(Stored dataset items)
=-=-=
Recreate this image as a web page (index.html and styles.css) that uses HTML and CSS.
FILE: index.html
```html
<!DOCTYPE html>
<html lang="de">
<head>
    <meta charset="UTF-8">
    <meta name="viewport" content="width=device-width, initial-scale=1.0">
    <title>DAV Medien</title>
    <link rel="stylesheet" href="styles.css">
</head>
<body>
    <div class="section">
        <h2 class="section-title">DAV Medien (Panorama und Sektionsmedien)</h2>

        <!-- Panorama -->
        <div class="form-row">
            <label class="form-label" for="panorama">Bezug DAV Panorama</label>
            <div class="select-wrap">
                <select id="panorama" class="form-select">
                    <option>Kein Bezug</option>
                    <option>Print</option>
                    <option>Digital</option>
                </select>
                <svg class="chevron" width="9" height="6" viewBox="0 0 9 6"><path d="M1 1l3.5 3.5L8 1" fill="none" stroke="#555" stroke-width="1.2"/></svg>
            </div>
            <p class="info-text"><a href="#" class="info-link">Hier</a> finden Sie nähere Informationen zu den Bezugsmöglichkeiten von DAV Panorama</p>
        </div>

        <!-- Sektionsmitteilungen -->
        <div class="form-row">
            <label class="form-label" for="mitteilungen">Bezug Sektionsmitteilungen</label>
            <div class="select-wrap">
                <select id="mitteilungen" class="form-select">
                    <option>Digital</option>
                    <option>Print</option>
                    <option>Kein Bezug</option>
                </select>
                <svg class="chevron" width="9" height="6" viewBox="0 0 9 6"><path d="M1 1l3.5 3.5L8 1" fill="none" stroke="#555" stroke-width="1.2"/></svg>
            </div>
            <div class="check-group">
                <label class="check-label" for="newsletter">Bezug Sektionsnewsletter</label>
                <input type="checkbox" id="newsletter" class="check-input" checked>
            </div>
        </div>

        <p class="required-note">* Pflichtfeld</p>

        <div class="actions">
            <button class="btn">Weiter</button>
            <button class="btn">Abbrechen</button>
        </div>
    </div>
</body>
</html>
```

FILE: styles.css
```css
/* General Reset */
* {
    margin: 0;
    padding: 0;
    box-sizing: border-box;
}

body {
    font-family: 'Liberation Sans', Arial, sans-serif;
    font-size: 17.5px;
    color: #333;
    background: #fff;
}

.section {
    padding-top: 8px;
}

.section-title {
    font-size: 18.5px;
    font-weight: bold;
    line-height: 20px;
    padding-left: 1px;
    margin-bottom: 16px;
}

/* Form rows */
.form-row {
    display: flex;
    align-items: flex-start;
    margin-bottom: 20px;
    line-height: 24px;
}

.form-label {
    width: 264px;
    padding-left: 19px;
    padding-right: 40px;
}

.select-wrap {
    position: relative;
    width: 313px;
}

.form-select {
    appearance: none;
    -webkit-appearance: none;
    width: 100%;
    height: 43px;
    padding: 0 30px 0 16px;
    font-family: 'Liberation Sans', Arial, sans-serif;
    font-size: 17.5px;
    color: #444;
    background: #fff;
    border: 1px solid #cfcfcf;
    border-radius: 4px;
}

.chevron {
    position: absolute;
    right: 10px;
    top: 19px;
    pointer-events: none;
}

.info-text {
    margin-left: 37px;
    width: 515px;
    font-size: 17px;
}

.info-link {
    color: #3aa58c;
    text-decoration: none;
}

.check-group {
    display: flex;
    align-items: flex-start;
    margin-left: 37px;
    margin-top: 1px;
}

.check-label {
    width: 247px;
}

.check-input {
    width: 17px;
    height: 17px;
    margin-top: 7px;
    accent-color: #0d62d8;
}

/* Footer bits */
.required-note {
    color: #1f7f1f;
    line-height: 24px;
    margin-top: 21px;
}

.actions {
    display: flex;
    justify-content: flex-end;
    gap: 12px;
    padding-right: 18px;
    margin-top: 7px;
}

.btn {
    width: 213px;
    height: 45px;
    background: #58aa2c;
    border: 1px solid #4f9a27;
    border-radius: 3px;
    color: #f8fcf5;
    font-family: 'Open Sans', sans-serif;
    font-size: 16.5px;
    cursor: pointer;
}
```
=-=-=
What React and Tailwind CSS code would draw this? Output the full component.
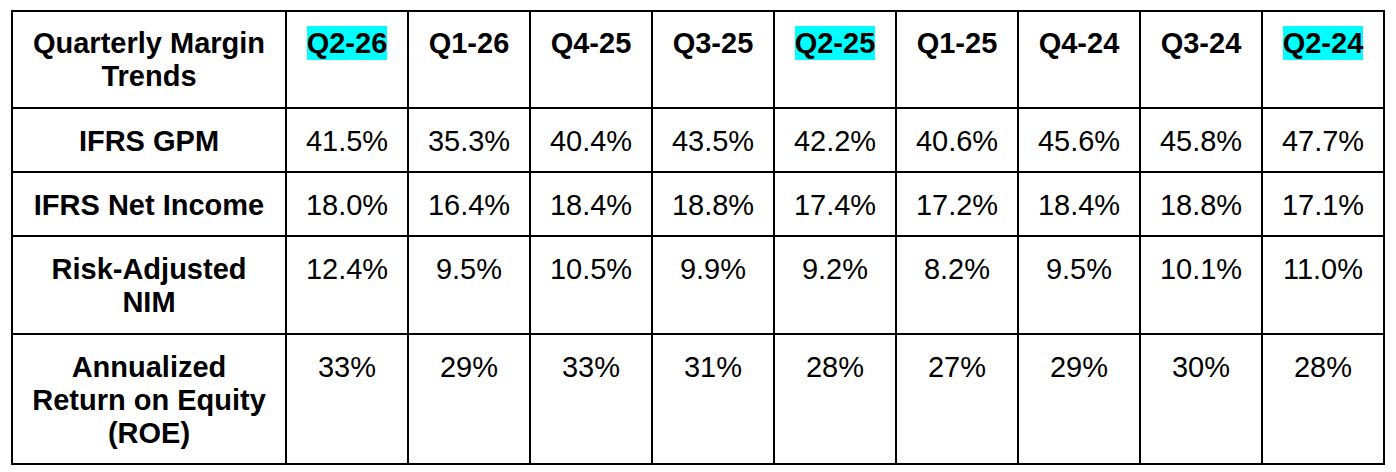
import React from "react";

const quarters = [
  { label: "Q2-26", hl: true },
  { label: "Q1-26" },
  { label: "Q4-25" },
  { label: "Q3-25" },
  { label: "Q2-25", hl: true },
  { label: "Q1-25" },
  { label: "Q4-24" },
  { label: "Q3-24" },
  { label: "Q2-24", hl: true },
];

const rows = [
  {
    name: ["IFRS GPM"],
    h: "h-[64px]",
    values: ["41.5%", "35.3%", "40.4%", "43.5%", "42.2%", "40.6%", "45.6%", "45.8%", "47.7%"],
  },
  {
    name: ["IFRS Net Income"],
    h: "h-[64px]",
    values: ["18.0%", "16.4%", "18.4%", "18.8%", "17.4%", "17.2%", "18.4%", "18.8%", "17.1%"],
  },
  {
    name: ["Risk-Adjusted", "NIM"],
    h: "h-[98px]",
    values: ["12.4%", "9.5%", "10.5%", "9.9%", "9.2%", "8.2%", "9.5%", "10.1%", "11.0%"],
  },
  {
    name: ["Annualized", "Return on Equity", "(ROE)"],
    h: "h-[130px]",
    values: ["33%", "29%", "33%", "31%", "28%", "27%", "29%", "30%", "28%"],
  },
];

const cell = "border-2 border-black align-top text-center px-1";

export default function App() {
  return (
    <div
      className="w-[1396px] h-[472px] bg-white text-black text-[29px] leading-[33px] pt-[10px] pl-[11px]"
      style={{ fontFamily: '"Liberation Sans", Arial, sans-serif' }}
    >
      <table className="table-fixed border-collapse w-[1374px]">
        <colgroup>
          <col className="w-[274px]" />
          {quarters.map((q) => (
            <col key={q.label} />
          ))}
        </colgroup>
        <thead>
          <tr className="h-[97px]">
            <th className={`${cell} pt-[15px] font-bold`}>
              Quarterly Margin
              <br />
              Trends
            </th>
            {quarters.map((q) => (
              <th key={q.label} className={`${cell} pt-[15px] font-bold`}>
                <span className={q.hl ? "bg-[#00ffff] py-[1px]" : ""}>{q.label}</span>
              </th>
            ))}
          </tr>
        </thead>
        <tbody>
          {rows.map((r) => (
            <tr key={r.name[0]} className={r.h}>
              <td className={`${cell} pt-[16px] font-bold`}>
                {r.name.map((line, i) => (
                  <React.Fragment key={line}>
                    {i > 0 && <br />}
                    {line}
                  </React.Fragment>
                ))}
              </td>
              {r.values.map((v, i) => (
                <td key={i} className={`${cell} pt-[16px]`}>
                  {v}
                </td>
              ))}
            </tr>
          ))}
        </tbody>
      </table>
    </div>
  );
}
=-=-=
What is required
Copy down every line of the entries containing the word "styles".

Solution below
Recreate this image as a web page (index.html and styles.css) that uses HTML and CSS.
    <link rel="stylesheet" href="styles.css">
FILE: styles.css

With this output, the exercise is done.